Marcel Séguier nous livre ses plus belles rencontres sous le signe de l’amitié.

Le titre est emprunté au poème de Rutebeuf. Marcel Séguier est, pour le principal, romancier. Mais dans ces récits s’apparentant à des nouvelles, les héros sont bien réels, qui font pour la plupart partie de l’histoire littéraire. L’auteur y fait participer son lecteur à des moments significatifs par de petites anecdotes.

On y fait des rencontres, toutes inédites car personnelles. Ce mot de « rencontres », il a tenu à ce qu’il paraisse en sous-titre de cet ouvrage inspiré par la fidélité, la gratitude, une amitié émue qu’a ravivé le souvenir. On est mis dans une confidence dont les échos murmurent encore dans l’esprit et le cœur du témoin. Mais une surprise attend sur la fin le lecteur. Voici qu’à côté des êtres prennent place et prennent leur part d’âme des « choses inanimées », selon le vœu du poète. C’est, se substituant au prestigieux escalier de marbre blanc qu’il gravit, celui « de service » que l’enfant empruntait avec sa maman femme de ménage. Près d’accéder au salon d’apparat où il sera reçu par le président du Sénat de la République, le vieil enfant marque une pause. En cet instant il sait très fort qu’il est le fils des Jacques, et, par-delà les générations, celui de Pierril l’aïeul qui se louait de ferme en ferme à la saison. Il peut continuer son ascension, « le joueur de flûte n’a pas trahi » ainsi que le chante Brassens.

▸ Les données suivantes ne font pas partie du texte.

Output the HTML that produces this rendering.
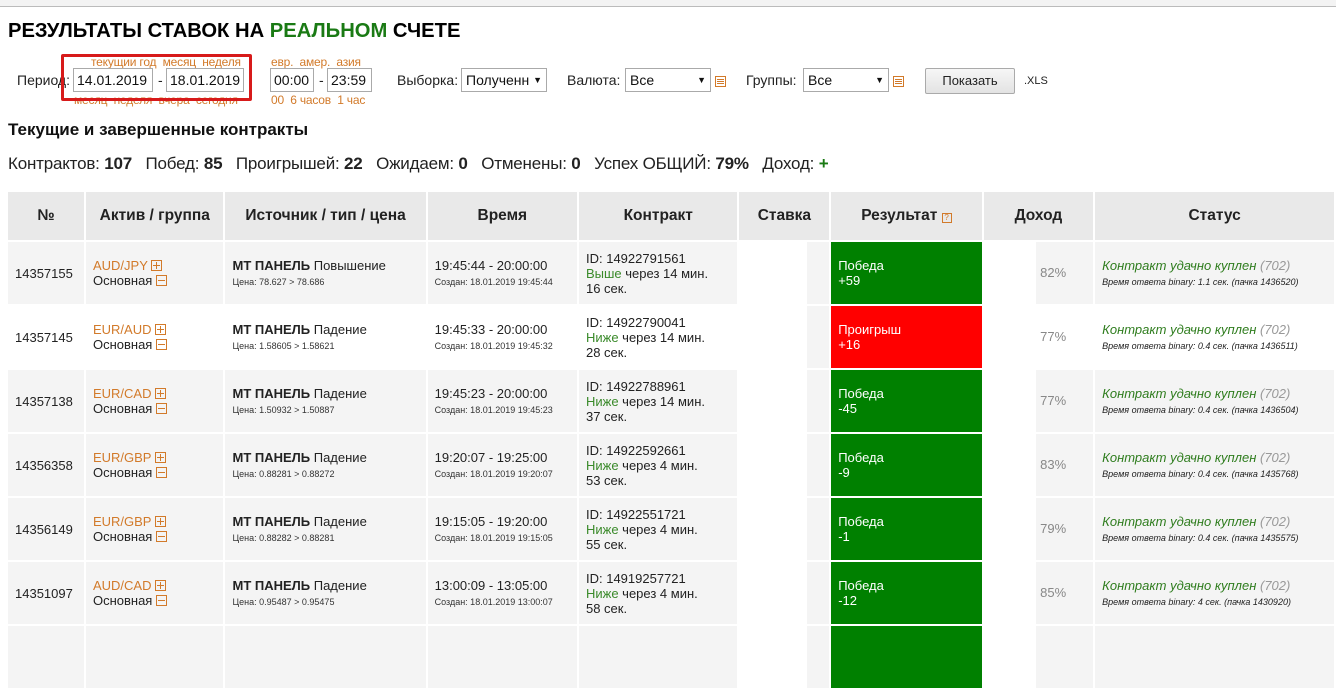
<!DOCTYPE html>
<html><head><meta charset="utf-8"><style>
*{box-sizing:border-box;margin:0;padding:0}
body{width:1336px;height:629px;overflow:hidden;background:#fff;font-family:"Liberation Sans",sans-serif;color:#222;position:relative}
.a{position:absolute;white-space:nowrap}
.topbar{position:absolute;left:0;top:0;width:1336px;height:7px;background:#f3f3f3;border-bottom:1px solid #bbb}
h1{position:absolute;left:8px;top:20px;font-size:20.2px;font-weight:bold;color:#000}
.or{color:#d27a2a;font-size:12px;letter-spacing:-0.2px}
.inp{position:absolute;height:24px;border:1px solid #aaa;background:#fff;font-size:14px;padding:3px 3px;color:#111}
.sel{position:absolute;height:24px;border:1px solid #aaa;background:#fff;font-size:14px;padding:3px 4px;color:#111}
.sel:after{content:"▼";position:absolute;right:4px;top:6px;font-size:9px}
.ic{display:inline-block;width:11px;height:11px;border:1px solid #d27a2a;position:relative;vertical-align:-1px}
.ic.m:before{content:"";position:absolute;left:1px;right:1px;top:4px;height:1px;background:#d27a2a}
.ic.e:before{content:"";position:absolute;left:1px;right:1px;top:2px;height:1px;background:#d27a2a;box-shadow:0 2px 0 #d27a2a,0 4px 0 #d27a2a}
.ic.p:before{content:"";position:absolute;left:1px;right:1px;top:4px;height:1px;background:#d27a2a}
.ic.p:after{content:"";position:absolute;top:1px;bottom:1px;left:4px;width:1px;background:#d27a2a}
.lbl{font-size:14px;color:#222}
table{position:absolute;left:6px;top:190px;border-collapse:separate;border-spacing:2px;table-layout:fixed}
th{background:#e9e9e9;height:48px;font-size:15.5px;font-weight:bold;color:#222}
td{height:62px;font-size:13px;color:#222;vertical-align:middle;padding:0 7px;background:#f4f4f4}
tr.w td{background:#fff}
.sm{font-size:9px;color:#333}
.g{color:#3a8a2a}
.res{color:#fff;font-size:13px;padding-left:7px}
.win{background:#008000!important}
.los{background:#ff0000!important}
td.st{padding:0;position:relative;background:#fff!important}
td.st div{position:absolute;right:0;top:0;bottom:0;width:22px;background:#f4f4f4}
td.dh{padding:0;position:relative;background:#fff!important}
td.dh div{position:absolute;right:0;top:0;bottom:0;width:57px;background:#f4f4f4;color:#888;font-size:13px;line-height:62px;padding-left:4px}
.stt{font-style:italic;color:#2f7d1e;font-size:13px}
.stt span{color:#999}
.stt .sm{color:#222;font-size:9px}
</style></head><body>
<div class="topbar"></div>
<h1>РЕЗУЛЬТАТЫ СТАВОК НА <span style="color:#1a7a14">РЕАЛЬНОМ</span> СЧЕТЕ</h1>

<div class="a or" style="left:91px;top:55px">текущии год&nbsp; месяц&nbsp; неделя</div>
<div class="a lbl" style="left:17px;top:72px">Период:</div>
<div class="inp" style="left:73px;top:68px;width:80px">14.01.2019</div>
<div class="a lbl" style="left:158px;top:72px">-</div>
<div class="inp" style="left:166px;top:68px;width:78px">18.01.2019</div>
<div class="a or" style="left:74px;top:93px">месяц&nbsp; неделя&nbsp; вчера&nbsp; сегодня</div>
<div class="a" style="left:61px;top:54px;width:191px;height:47px;border:3px solid #d71a1a;border-radius:2px"></div>

<div class="a or" style="left:271px;top:55px">евр.&nbsp; амер.&nbsp; азия</div>
<div class="inp" style="left:270px;top:68px;width:44px">00:00</div>
<div class="a lbl" style="left:319px;top:72px">-</div>
<div class="inp" style="left:327px;top:68px;width:45px">23:59</div>
<div class="a or" style="left:271px;top:93px">00&nbsp; 6 часов&nbsp; 1 час</div>

<div class="a lbl" style="left:397px;top:72px">Выборка:</div>
<div class="sel" style="left:461px;top:68px;width:86px">Полученн</div>
<div class="a lbl" style="left:567px;top:72px">Валюта:</div>
<div class="sel" style="left:625px;top:68px;width:86px">Все</div>
<div class="a" style="left:715px;top:73px"><span class="ic e"></span></div>
<div class="a lbl" style="left:746px;top:72px">Группы:</div>
<div class="sel" style="left:803px;top:68px;width:86px">Все</div>
<div class="a" style="left:893px;top:73px"><span class="ic e"></span></div>
<div class="a" style="left:925px;top:68px;width:90px;height:26px;border:1px solid #aaa;border-radius:2px;background:linear-gradient(#f6f6f6,#e3e3e3);font-size:13px;text-align:center;line-height:24px">Показать</div>
<div class="a" style="left:1024px;top:75px;font-size:11px">.XLS</div>

<div class="a" style="left:8px;top:120px;font-size:17px;font-weight:bold;color:#111">Текущие и завершенные контракты</div>
<div class="a" style="left:8px;top:154px;font-size:17px;color:#222;letter-spacing:-0.2px">Контрактов: <b>107</b>&nbsp;&nbsp; Побед: <b>85</b>&nbsp;&nbsp; Проигрышей: <b>22</b>&nbsp;&nbsp; Ожидаем: <b>0</b>&nbsp;&nbsp; Отменены: <b>0</b>&nbsp;&nbsp; Успех ОБЩИЙ: <b>79%</b>&nbsp;&nbsp; Доход: <b style="color:#1a7a14">+</b></div>

<table>
<colgroup><col style="width:76px"><col style="width:138px"><col style="width:201px"><col style="width:150px"><col style="width:159px"><col style="width:90px"><col style="width:151px"><col style="width:110px"><col style="width:240px"></colgroup>
<tr><th>№</th><th>Актив / группа</th><th>Источник / тип / цена</th><th>Время</th><th>Контракт</th><th>Ставка</th><th>Результат <span class="ic" style="width:10px;height:10px;font-size:8px;line-height:8px;color:#d27a2a;font-weight:normal;vertical-align:0">?</span></th><th>Доход</th><th>Статус</th></tr>

<tr><td>14357155</td><td><span style="color:#d27a2a">AUD/JPY</span> <span class="ic p"></span><br>Основная <span class="ic m"></span></td><td><b>МТ ПАНЕЛЬ</b> Повышение<br><span class="sm">Цена: 78.627 &gt; 78.686</span></td><td>19:45:44 - 20:00:00<br><span class="sm">Создан: 18.01.2019 19:45:44</span></td><td>ID: 14922791561<br><span class="g">Выше</span> через 14 мин.<br>16 сек.</td><td class="st"><div></div></td><td class="res win">Победа<br>+59</td><td class="dh"><div>82%</div></td><td class="stt">Контракт удачно куплен <span>(702)</span><br><span class="sm">Время ответа binary: 1.1 сек. (пачка 1436520)</span></td></tr>

<tr class="w"><td>14357145</td><td><span style="color:#d27a2a">EUR/AUD</span> <span class="ic p"></span><br>Основная <span class="ic m"></span></td><td><b>МТ ПАНЕЛЬ</b> Падение<br><span class="sm">Цена: 1.58605 &gt; 1.58621</span></td><td>19:45:33 - 20:00:00<br><span class="sm">Создан: 18.01.2019 19:45:32</span></td><td>ID: 14922790041<br><span class="g">Ниже</span> через 14 мин.<br>28 сек.</td><td class="st"><div></div></td><td class="res los">Проигрыш<br>+16</td><td class="dh"><div style="background:#fff">77%</div></td><td class="stt">Контракт удачно куплен <span>(702)</span><br><span class="sm">Время ответа binary: 0.4 сек. (пачка 1436511)</span></td></tr>

<tr><td>14357138</td><td><span style="color:#d27a2a">EUR/CAD</span> <span class="ic p"></span><br>Основная <span class="ic m"></span></td><td><b>МТ ПАНЕЛЬ</b> Падение<br><span class="sm">Цена: 1.50932 &gt; 1.50887</span></td><td>19:45:23 - 20:00:00<br><span class="sm">Создан: 18.01.2019 19:45:23</span></td><td>ID: 14922788961<br><span class="g">Ниже</span> через 14 мин.<br>37 сек.</td><td class="st"><div></div></td><td class="res win">Победа<br>-45</td><td class="dh"><div>77%</div></td><td class="stt">Контракт удачно куплен <span>(702)</span><br><span class="sm">Время ответа binary: 0.4 сек. (пачка 1436504)</span></td></tr>

<tr><td>14356358</td><td><span style="color:#d27a2a">EUR/GBP</span> <span class="ic p"></span><br>Основная <span class="ic m"></span></td><td><b>МТ ПАНЕЛЬ</b> Падение<br><span class="sm">Цена: 0.88281 &gt; 0.88272</span></td><td>19:20:07 - 19:25:00<br><span class="sm">Создан: 18.01.2019 19:20:07</span></td><td>ID: 14922592661<br><span class="g">Ниже</span> через 4 мин.<br>53 сек.</td><td class="st"><div></div></td><td class="res win">Победа<br>-9</td><td class="dh"><div>83%</div></td><td class="stt">Контракт удачно куплен <span>(702)</span><br><span class="sm">Время ответа binary: 0.4 сек. (пачка 1435768)</span></td></tr>

<tr><td>14356149</td><td><span style="color:#d27a2a">EUR/GBP</span> <span class="ic p"></span><br>Основная <span class="ic m"></span></td><td><b>МТ ПАНЕЛЬ</b> Падение<br><span class="sm">Цена: 0.88282 &gt; 0.88281</span></td><td>19:15:05 - 19:20:00<br><span class="sm">Создан: 18.01.2019 19:15:05</span></td><td>ID: 14922551721<br><span class="g">Ниже</span> через 4 мин.<br>55 сек.</td><td class="st"><div></div></td><td class="res win">Победа<br>-1</td><td class="dh"><div>79%</div></td><td class="stt">Контракт удачно куплен <span>(702)</span><br><span class="sm">Время ответа binary: 0.4 сек. (пачка 1435575)</span></td></tr>

<tr><td>14351097</td><td><span style="color:#d27a2a">AUD/CAD</span> <span class="ic p"></span><br>Основная <span class="ic m"></span></td><td><b>МТ ПАНЕЛЬ</b> Падение<br><span class="sm">Цена: 0.95487 &gt; 0.95475</span></td><td>13:00:09 - 13:05:00<br><span class="sm">Создан: 18.01.2019 13:00:07</span></td><td>ID: 14919257721<br><span class="g">Ниже</span> через 4 мин.<br>58 сек.</td><td class="st"><div></div></td><td class="res win">Победа<br>-12</td><td class="dh"><div>85%</div></td><td class="stt">Контракт удачно куплен <span>(702)</span><br><span class="sm">Время ответа binary: 4 сек. (пачка 1430920)</span></td></tr>

<tr><td></td><td></td><td></td><td></td><td></td><td class="st"><div></div></td><td class="res win"></td><td class="dh"><div></div></td><td></td></tr>
</table>
</body></html>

Un essai littéraire touchant d’humanité qui, tout en retraçant la vie d’un romancier, dresse les portraits de grands hommes de la culture.

EXTRAIT

Nous fûmes annoncés à notre tour. Le passé simple est ici à sa place, ne serait-ce qu’à cause de cet étrange temps retrouvé. L’imparfait du subjonctif ne serait pas déplacé non plus – peut-être dans la suite du récit. « Monsieur et Madame Marcel Séguier ».

Pour le coup ce que j’entendais n’était pas en situation et j’en conçus une gêne sincère. Certes, Marcel ! Il y en eut trois ce soir-là à l’hôtel George V : Pagnol, Achard, moi-même, et d’autres sans doute de moindre importance.

Au salon où nous fûmes introduits, Louise et moi – elle était ravissante et je crois qu’on la remarqua – le jeu des noms et des visages s’y rapportant continua. Cependant certaines personnes à proximité, nous étions verre en main, se nommèrent spontanément avec une gentillesse infinie. Les petits provinciaux que nous étions furent surpris et vite pris par une simplicité qui tranchait avec ce que nous avions imaginé.

A PROPOS DE L’AUTEUR

Dans les années 1970-1990, Marcel Séguier a joui d’une très belle réputation. Salué par les plus grands de l’époque, notamment pour son titre La Reddition, publié chez Fayard.
L’auteur joue avec les mots, les doubles sens et les phrases elles-mêmes, avec une dextérité que l’on ne trouve plus guère dans la littérature contemporaine.
Marcel Séguier, aime à se faire appeler Marcello par ses intimes. Franco-suisse, il aime à dire aussi, que son cœur est en deçà et au-delà des Alpes.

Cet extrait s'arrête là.